Overall, even though Napoleon did not enter the political scene of the French Revolution until 1799, his influence on the overall flow of the Revolution was still critical. Napoleon promoted the ideas of equality, military governance, and strict regulation of all aspects of people’s lives, which offered people the security that the previous government failed to grant. In essence, it was Napoleon’s background, education, and military career that shaped the ending of the French Revolution and its aftermath, forming a new society and a reformed nation.
The exploration of Napoleon’s role in the French Revolution shows that his influence was critical in establishing the new standards of governance by which the Revolution shaped the new state of France.
Connelly, Owen. Blundering to Glory: Napoleon’s Military Campaigns. Rowman & Littlefield Publishers, 2006.
Forrest, Alan. Napoleon: Life, Legacy, and Image: A Biography. Macmillan, 2012.

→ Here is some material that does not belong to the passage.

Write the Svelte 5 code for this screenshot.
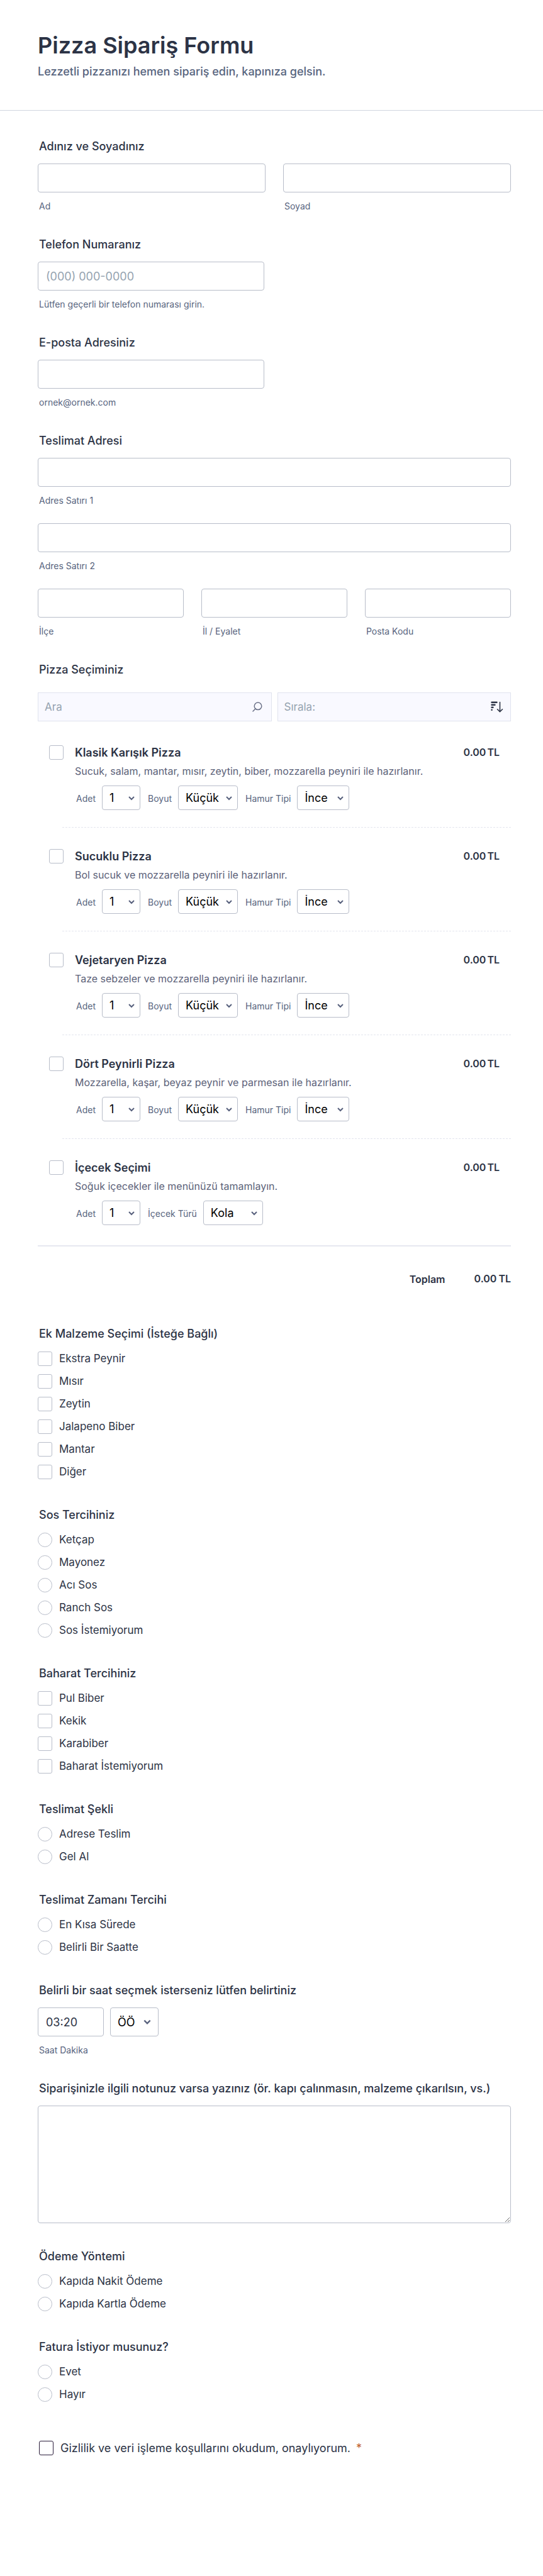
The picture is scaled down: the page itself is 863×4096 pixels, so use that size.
<script lang="ts">
	type Field = { label: string; options: string[]; width: 'narrow' | 'medium' | 'wide' };

	const quantity: Field = { label: 'Adet', options: ['1', '2', '3', '4', '5'], width: 'narrow' };
	const size: Field = { label: 'Boyut', options: ['Küçük', 'Orta', 'Büyük'], width: 'wide' };
	const dough: Field = { label: 'Hamur Tipi', options: ['İnce', 'Kalın'], width: 'medium' };
	const drink: Field = { label: 'İçecek Türü', options: ['Kola', 'Ayran', 'Su'], width: 'wide' };

	const products = [
		{ name: 'Klasik Karışık Pizza', text: 'Sucuk, salam, mantar, mısır, zeytin, biber, mozzarella peyniri ile hazırlanır.', fields: [quantity, size, dough] },
		{ name: 'Sucuklu Pizza', text: 'Bol sucuk ve mozzarella peyniri ile hazırlanır.', fields: [quantity, size, dough] },
		{ name: 'Vejetaryen Pizza', text: 'Taze sebzeler ve mozzarella peyniri ile hazırlanır.', fields: [quantity, size, dough] },
		{ name: 'Dört Peynirli Pizza', text: 'Mozzarella, kaşar, beyaz peynir ve parmesan ile hazırlanır.', fields: [quantity, size, dough] },
		{ name: 'İçecek Seçimi', text: 'Soğuk içecekler ile menünüzü tamamlayın.', fields: [quantity, drink] }
	];

	const choices = [
		{ id: 'extra', type: 'checkbox', title: 'Ek Malzeme Seçimi (İsteğe Bağlı)', items: ['Ekstra Peynir', 'Mısır', 'Zeytin', 'Jalapeno Biber', 'Mantar', 'Diğer'] },
		{ id: 'sauce', type: 'radio', title: 'Sos Tercihiniz', items: ['Ketçap', 'Mayonez', 'Acı Sos', 'Ranch Sos', 'Sos İstemiyorum'] },
		{ id: 'spice', type: 'checkbox', title: 'Baharat Tercihiniz', items: ['Pul Biber', 'Kekik', 'Karabiber', 'Baharat İstemiyorum'] },
		{ id: 'delivery', type: 'radio', title: 'Teslimat Şekli', items: ['Adrese Teslim', 'Gel Al'] },
		{ id: 'when', type: 'radio', title: 'Teslimat Zamanı Tercihi', items: ['En Kısa Sürede', 'Belirli Bir Saatte'] }
	];

	const payment = [
		{ id: 'payment', type: 'radio', title: 'Ödeme Yöntemi', items: ['Kapıda Nakit Ödeme', 'Kapıda Kartla Ödeme'] },
		{ id: 'invoice', type: 'radio', title: 'Fatura İstiyor musunuz?', items: ['Evet', 'Hayır'] }
	];
</script>

{#snippet textField(id: string, sub: string, type = 'text', placeholder = '')}
	<div class="field">
		<input class="box" {id} name={id} {type} {placeholder} />
		<label class="sub" for={id}>{sub}</label>
	</div>
{/snippet}

{#snippet chevron()}
	<svg class="chevron" viewBox="0 0 12 12" aria-hidden="true"><path d="M2 4 L6 8 L10 4" /></svg>
{/snippet}

{#snippet choiceGroup(group: { id: string; type: string; title: string; items: string[] })}
	<fieldset class="section">
		<legend class="title">{group.title}</legend>
		<div class="options">
			{#each group.items as item}
				<label class="option">
					<input class="tick" type={group.type} name={group.id} value={item} />
					<span>{item}</span>
				</label>
			{/each}
		</div>
	</fieldset>
{/snippet}

<form class="page">
	<header class="header">
		<h1>Pizza Sipariş Formu</h1>
		<p>Lezzetli pizzanızı hemen sipariş edin, kapınıza gelsin.</p>
	</header>

	<main class="body">
		<fieldset class="section">
			<legend class="title">Adınız ve Soyadınız</legend>
			<div class="cols two">
				{@render textField('first', 'Ad')}
				{@render textField('last', 'Soyad')}
			</div>
		</fieldset>

		<fieldset class="section half">
			<legend class="title">Telefon Numaranız</legend>
			{@render textField('phone', 'Lütfen geçerli bir telefon numarası girin.', 'tel', '(000) 000-0000')}
		</fieldset>

		<fieldset class="section half">
			<legend class="title">E-posta Adresiniz</legend>
			{@render textField('email', 'ornek@ornek.com', 'email')}
		</fieldset>

		<fieldset class="section">
			<legend class="title">Teslimat Adresi</legend>
			<div class="stack">
				{@render textField('addr1', 'Adres Satırı 1')}
				{@render textField('addr2', 'Adres Satırı 2')}
				<div class="cols three">
					{@render textField('district', 'İlçe')}
					{@render textField('city', 'İl / Eyalet')}
					{@render textField('postal', 'Posta Kodu')}
				</div>
			</div>
		</fieldset>

		<fieldset class="section">
			<legend class="title">Pizza Seçiminiz</legend>
			<div class="filters">
				<div class="filter">
					<input type="text" placeholder="Ara" aria-label="Ara" />
					<svg class="search" viewBox="0 0 16 16" aria-hidden="true"><circle cx="9" cy="6.8" r="5.8" /><path d="M4.9 10.9 L1 15" /></svg>
				</div>
				<div class="filter sorting">
					<button type="button">Sırala:</button>
					<svg class="sort" viewBox="0 0 20 18" aria-hidden="true">
						<path d="M1.5 1.7h8M1.5 5.8h5M1.5 9.8h2M1.5 13.8h0.2" stroke-width="2.4" />
						<path d="M14.5 1.5v15M10.5 12.8l4 4 4-4" stroke-width="1.6" />
					</svg>
				</div>
			</div>

			<ul class="products">
				{#each products as product, i}
					<li class="product">
						<input class="tick" type="checkbox" id="product-{i}" />
						<div class="details">
							<div class="row">
								<label class="name" for="product-{i}">{product.name}</label>
								<span class="price"><span>0.00</span><span>TL</span></span>
							</div>
							<p class="text">{product.text}</p>
							<div class="selects">
								{#each product.fields as field, j}
									<label class="sub" for="product-{i}-{j}">{field.label}</label>
									<span class="select {field.width}">
										<select id="product-{i}-{j}">
											{#each field.options as option}
												<option>{option}</option>
											{/each}
										</select>
										{@render chevron()}
									</span>
								{/each}
							</div>
						</div>
					</li>
				{/each}
			</ul>
			<div class="total">
				<span>Toplam</span>
				<span class="price"><span>0.00</span><span>TL</span></span>
			</div>
		</fieldset>

		{#each choices as group}
			{@render choiceGroup(group)}
		{/each}

		<fieldset class="section">
			<legend class="title">Belirli bir saat seçmek isterseniz lütfen belirtiniz</legend>
			<div class="time">
				<input class="box" id="time" type="text" value="03:20" />
				<span class="select tall">
					<select aria-label="ÖÖ / ÖS">
						<option>ÖÖ</option>
						<option>ÖS</option>
					</select>
					{@render chevron()}
				</span>
			</div>
			<label class="sub" for="time">Saat Dakika</label>
		</fieldset>

		<div class="section note">
			<label class="title" for="note">Siparişinizle ilgili notunuz varsa yazınız (ör. kapı çalınmasın, malzeme çıkarılsın, vs.)</label>
			<textarea class="box" id="note"></textarea>
		</div>

		{#each payment as group}
			{@render choiceGroup(group)}
		{/each}

		<label class="option terms">
			<input class="tick" type="checkbox" required />
			<span>Gizlilik ve veri işleme koşullarını okudum, onaylıyorum. <span class="required">*</span></span>
		</label>
	</main>
</form>

<style>
	:global(body) { background: #fff; }

	* { box-sizing: border-box; }

	.page { font-family: Inter, 'Liberation Sans', sans-serif; font-size: 16px; color: #2c3345; }

	.header { padding: 48px 60px; border-bottom: 1px solid #d0d5e0; }
	.header h1 { margin: 0; font-size: 36px; line-height: 48px; font-weight: 600; }
	.header p { margin: 4px 0 0; font-size: 18px; line-height: 27px; font-weight: 500; color: #57647e; }

	.body { padding: 45px 51px 0 60px; }

	.section { min-width: 0; margin: 0 0 39px; padding: 0; border: 0; }
	.title { display: block; margin: 0 0 15px; padding: 0 2px; font-size: 18px; line-height: 24px; font-weight: 500; }

	.field { display: flex; flex-direction: column; min-width: 0; }
	.box {
		display: block; width: 100%; height: 46px; margin: 0; padding: 0 12px; background: #fff;
		border: 1px solid #b8bdc9; border-radius: 4px; color: #2c3345; font: inherit; font-size: 18px;
	}
	.box::placeholder { color: #95a3b0; opacity: 1; }
	.sub { display: block; margin-top: 11px; padding-left: 2px; font-size: 14px; line-height: 21px; color: #57647e; }
	.half .field { max-width: 360px; }

	.cols { display: grid; gap: 28px; }
	.two { grid-template-columns: 1fr 1fr; }
	.three { grid-template-columns: 1fr 1fr 1fr; }
	.stack { display: flex; flex-direction: column; gap: 26px; }

	.filters { display: grid; grid-template-columns: 1fr 1fr; gap: 9px; padding-top: 9px; }
	.filter {
		display: flex; align-items: center; height: 46px; padding: 0 14px 0 10px;
		background: #f9f9ff; border: 1px solid #e0e3ee;
	}
	.sorting { padding-right: 11px; }
	.filter input, .filter button {
		flex: 1; min-width: 0; padding: 0; border: 0; background: none; font: inherit; font-size: 17px;
		color: #95a3b0; text-align: left;
	}
	.filter input::placeholder { color: #95a3b0; opacity: 1; }
	.search, .sort { fill: none; stroke-linecap: round; stroke-linejoin: round; }
	.search { width: 16px; height: 16px; stroke: #6b7187; stroke-width: 1.5; }
	.sort { width: 20px; height: 18px; stroke: #2c3345; }

	.products { margin: 0; padding: 3px 0 5px; list-style: none; border-bottom: 2px solid #e6e8f0; }
	.product { position: relative; display: flex; gap: 18px; padding: 35px 18px 27px; }
	.product + .product::before { content: ''; position: absolute; top: 0; left: 39px; right: 0; border-top: 1px dashed #e3e5ee; }
	.details { flex: 1; min-width: 0; }
	.row { display: flex; justify-content: space-between; }
	.name { font-size: 18px; line-height: 24px; font-weight: 600; }
	.price { display: flex; gap: 2px; font-size: 16px; line-height: 22px; font-weight: 600; }
	.text { margin: 5px 0 0; font-size: 16px; line-height: 24px; color: #5c6279; }
	.selects { display: flex; gap: 10px; margin-top: 11px; }
	.selects .sub { margin: 0; line-height: 42px; height: 39px; }

	.select { position: relative; height: 39px; }
	.select select {
		width: 100%; height: 100%; padding: 0 11px; appearance: none; background: #fff;
		border: 1px solid #b8bdc9; border-radius: 4px; color: #000; font: inherit; font-size: 18px;
	}
	.chevron {
		position: absolute; right: 8px; top: 50%; width: 12px; height: 12px; margin-top: -6px;
		fill: none; stroke: #57607c; stroke-width: 2; pointer-events: none;
	}
	.narrow { width: 61px; }
	.medium { width: 83px; }
	.wide { width: 95px; }
	.tall { width: 77px; height: 46px; }
	.tall .chevron { right: 11px; width: 14px; height: 14px; margin-top: -7px; }

	.total { display: flex; justify-content: flex-end; gap: 46px; padding: 40px 0 24px; font-weight: 600; line-height: 24px; }
	.total .price { gap: 3px; }

	.options { display: flex; flex-direction: column; gap: 13px; padding: 1px 0 6px; }
	.option { display: flex; align-items: center; gap: 11px; font-size: 17px; line-height: 23px; }
	.tick {
		flex: none; width: 23px; height: 23px; margin: 0; appearance: none; background: #fff;
		border: 1px solid #b8bdc9; border-radius: 3px;
	}
	.tick[type='radio'] { border-radius: 50%; }

	.time { display: flex; gap: 10px; }
	.time .box { width: 105px; }
	.note { margin-bottom: 41px; }
	textarea.box { height: 187px; padding: 12px; resize: vertical; }

	.terms { margin-top: 56px; padding: 0 2px 192px; font-size: 18px; }
	.terms .tick { border-color: #2c1f3c; }
	.required { margin-left: 4px; color: #c0622f; }
</style>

Hunt, Lynn. “The Problem of Politics in the French Revolution.” Chinese Studies in History, vol. 43, no. 3, 2010, pp. 6-16.
Lyons, Martyn. Napoleon Bonaparte and the Legacy of the French Revolution. Macmillan, 1994.
Marzagalli, Silvia. “Economic and Demographic Developments.” The Oxford Handbook of the French Revolution, edited by David Andres, Oxford University Press, 2015, pp. 3-20.
Rothenberg, Gunther E. “The Origins, Causes, and Extension of the Wars of the French Revolution and Napoleon.” Journal of Interdisciplinary History, vol. 18, no. 4, 1988, pp. 771-793.
Walsh, Patrick J. “Napoleon after 200 Years.” Modern Age, vol. 57, no. 3, 2015, pp. 71-73.